En el camino hacia el próximo bote sobrecargado encuentra muchos náufragos ape­nas tomados de un salvavidas; algunos ni siquiera tomados de algo, simplemente flotando y frente al riesgo inminente de hundirse. ¿Los recoge? Cada maniobra para hacerlo significa tiempo, mientras más adelante, muchos otros botes repletos de gente están esperando… ¿Uno o varios? ¿Resolverlo a medida que se vayan presentando los casos? ¿Hacia qué sector se debe dirigir?

Después de este escenario hipotético, sólo dos observaciones a modo de pregunta – moraleja. La primera: ¿Alguien de Uds. podría argumentar que alguna de estas decisiones era absolutamente correcta o estaba absolutamente equivocada? Sólo observo que en cada una de estas decisiones estaba en juego, al menos, una vida humana.

Y la segunda: en la estructura de mando de una nave como la del hipotético naufragio, la autoridad y la respon­sabi­lidad máxima recaen en una única persona, el capitán. Observo que no sucede lo mismo en una socie­dad.

Y agrego otra observación: ¿y si se exigiera usar barcos más grandes y más seguros o mejor equipados para evitar naufragios?

Este hipotético escenario de un naufragio es una imagen interesante para repasar modelos de respuestas y entender los dile­mas que una sociedad enfrenta cuando debe decidir como asignar recursos, que siempre resultarán escasos, para enfrentar la pobreza.

Queda en cada uno de nosotros hacer nuestra propia reflexión personal acerca de la actitud a tomar …

Muchas gracias

 Sociólogo, Investigador y consultor en políticas sociales. Miembro del Consejo de Redacción de la revista “Criterio”.

[1] Algunas de estas ideas fueron expuestas de modo más extenso  en COMMUNIO, Año 3, nº 4, nov. 1996, pp 55 a 74.

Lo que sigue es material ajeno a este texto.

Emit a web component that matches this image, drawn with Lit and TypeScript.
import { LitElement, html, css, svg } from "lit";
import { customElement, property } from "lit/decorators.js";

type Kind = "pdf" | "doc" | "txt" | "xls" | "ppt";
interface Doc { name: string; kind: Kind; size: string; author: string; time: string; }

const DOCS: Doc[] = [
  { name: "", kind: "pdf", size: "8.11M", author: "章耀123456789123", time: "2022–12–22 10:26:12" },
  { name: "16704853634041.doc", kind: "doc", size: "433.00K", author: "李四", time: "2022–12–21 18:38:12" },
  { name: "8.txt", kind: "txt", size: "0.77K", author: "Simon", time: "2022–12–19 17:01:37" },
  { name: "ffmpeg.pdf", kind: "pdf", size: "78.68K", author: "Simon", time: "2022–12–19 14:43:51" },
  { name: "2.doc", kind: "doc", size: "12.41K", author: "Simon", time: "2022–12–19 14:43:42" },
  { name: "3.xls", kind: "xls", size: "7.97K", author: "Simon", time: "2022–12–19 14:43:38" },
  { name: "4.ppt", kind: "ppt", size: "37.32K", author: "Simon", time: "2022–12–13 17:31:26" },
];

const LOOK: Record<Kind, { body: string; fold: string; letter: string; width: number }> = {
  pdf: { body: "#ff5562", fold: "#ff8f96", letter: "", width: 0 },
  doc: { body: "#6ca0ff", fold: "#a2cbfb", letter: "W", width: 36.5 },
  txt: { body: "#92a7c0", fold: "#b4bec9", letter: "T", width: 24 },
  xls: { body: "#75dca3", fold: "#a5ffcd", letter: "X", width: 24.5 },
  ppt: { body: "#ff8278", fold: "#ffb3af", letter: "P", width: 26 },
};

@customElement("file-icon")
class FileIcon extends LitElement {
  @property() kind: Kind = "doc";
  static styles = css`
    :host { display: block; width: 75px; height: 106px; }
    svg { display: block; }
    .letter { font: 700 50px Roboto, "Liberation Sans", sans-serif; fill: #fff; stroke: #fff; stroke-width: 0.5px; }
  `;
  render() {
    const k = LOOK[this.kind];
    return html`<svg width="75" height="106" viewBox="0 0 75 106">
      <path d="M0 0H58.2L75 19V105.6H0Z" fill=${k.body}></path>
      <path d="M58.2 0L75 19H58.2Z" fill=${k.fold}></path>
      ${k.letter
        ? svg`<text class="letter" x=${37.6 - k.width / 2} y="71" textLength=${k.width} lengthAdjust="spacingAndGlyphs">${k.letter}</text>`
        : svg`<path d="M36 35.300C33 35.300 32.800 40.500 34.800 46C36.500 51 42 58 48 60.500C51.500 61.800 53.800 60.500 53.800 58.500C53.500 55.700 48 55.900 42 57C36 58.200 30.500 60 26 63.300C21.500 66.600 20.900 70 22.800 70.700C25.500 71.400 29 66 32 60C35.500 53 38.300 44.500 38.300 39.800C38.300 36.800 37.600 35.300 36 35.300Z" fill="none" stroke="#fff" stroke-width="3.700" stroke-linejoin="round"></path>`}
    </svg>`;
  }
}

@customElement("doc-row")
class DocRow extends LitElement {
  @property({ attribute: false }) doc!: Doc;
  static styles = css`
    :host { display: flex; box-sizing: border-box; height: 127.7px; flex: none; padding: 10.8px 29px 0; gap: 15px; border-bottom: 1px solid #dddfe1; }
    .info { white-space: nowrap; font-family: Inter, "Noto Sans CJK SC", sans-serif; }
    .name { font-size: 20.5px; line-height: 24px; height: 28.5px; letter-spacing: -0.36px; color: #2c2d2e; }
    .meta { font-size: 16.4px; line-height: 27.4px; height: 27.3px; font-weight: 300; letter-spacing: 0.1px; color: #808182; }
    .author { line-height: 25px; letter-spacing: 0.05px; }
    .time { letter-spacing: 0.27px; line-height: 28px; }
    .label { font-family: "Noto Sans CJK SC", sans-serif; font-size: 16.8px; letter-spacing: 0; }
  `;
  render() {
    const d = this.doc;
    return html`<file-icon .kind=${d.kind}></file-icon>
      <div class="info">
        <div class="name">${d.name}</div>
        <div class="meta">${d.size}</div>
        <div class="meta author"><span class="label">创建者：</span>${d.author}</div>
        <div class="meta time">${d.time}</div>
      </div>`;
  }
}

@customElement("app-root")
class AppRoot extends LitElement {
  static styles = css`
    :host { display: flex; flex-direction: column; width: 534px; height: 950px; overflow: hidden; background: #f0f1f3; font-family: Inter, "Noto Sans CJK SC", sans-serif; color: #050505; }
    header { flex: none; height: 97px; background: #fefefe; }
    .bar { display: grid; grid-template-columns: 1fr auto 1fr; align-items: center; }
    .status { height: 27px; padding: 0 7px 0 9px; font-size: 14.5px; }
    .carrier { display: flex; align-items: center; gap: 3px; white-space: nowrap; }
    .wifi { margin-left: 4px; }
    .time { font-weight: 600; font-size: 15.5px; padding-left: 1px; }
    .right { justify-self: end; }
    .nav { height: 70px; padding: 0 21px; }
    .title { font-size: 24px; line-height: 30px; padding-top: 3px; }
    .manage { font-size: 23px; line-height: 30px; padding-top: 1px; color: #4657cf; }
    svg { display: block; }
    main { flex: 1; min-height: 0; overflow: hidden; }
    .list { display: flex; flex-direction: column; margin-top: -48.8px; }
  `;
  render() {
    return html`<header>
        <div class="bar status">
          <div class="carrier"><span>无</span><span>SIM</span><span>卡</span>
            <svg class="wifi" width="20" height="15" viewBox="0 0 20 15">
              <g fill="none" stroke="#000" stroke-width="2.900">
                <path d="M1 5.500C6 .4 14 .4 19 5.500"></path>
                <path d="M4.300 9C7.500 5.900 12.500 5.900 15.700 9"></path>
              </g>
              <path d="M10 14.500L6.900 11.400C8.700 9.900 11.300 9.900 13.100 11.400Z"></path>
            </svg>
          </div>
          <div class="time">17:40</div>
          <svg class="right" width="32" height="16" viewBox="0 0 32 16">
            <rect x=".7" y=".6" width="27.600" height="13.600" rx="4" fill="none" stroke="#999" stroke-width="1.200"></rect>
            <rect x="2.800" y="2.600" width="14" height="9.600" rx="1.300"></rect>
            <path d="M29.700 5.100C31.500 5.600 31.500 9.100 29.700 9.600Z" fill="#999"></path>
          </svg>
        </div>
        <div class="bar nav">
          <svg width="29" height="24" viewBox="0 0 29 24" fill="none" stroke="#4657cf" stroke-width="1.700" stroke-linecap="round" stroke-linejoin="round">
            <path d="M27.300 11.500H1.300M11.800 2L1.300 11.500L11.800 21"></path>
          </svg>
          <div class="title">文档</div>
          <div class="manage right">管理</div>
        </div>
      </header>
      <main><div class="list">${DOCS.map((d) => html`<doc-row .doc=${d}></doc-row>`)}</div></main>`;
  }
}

[2] Juan Pablo II, Méjico, 9/5/90.

[3] La historia del naufragio la presenté por primera vez en una disertación sobre “Redefinición de las políticas sociales” en el Simposio sociedad y universidad en el siglo XXI: Aporte de las universidades a la integración continental, Universidad del Salvador, Buenos Aires, octubre de 1993.